The National Post is Canada’s second largest national paper.

It’s always instructive to see how a government frames an announcement that is backtracking on one of its own initiatives. Conveniently for the Ontario Liberals, they are amassing considerable experience in this regard.

So, when the government on Thursday dropped the news that it was restructuring its 2010 wind-power deal with Samsung, it presented it in terms of extended job commitments and savings to electricity ratepayers. Samsung was guaranteeing jobs until 2016, instead of 2015, and the government was now only committing to buy $6-billion of Samsung’s renewable power at well above market rates, down from $9.7-billion in the original contract. Hooray for savings!

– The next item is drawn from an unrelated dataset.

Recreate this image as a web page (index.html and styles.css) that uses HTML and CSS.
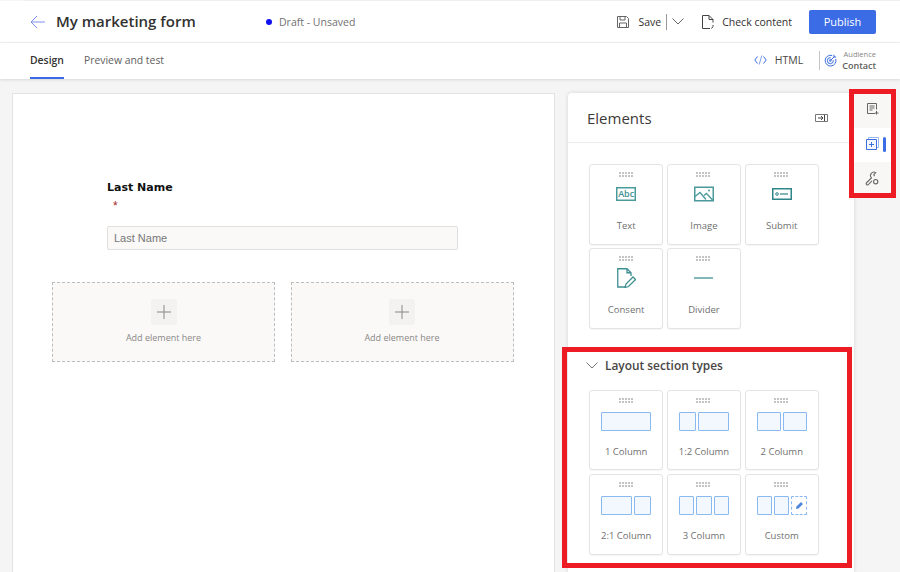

Those extended job commitments, though, are a result of Samsung’s having missed targets in the original contract; it now has more time to meet them. And that reduction in spending? It comes as Samsung, which won the original contract absent a competition, agrees to drop its own investment in the province from $7-billion to $5-billion, with projects expected to generate 1,369 megawatts of energy, down steeply from 2,500 megawatts in the first deal.

Ontario will be paying less, and receiving less. This is probably not the result of a particularly hard-fought negotiation. What’s more notable are the things that the announcement from Energy Minister Bob Chiarelli did not mention, for example the 16,000 jobs that the original contract was said to create when it was announced in 2010.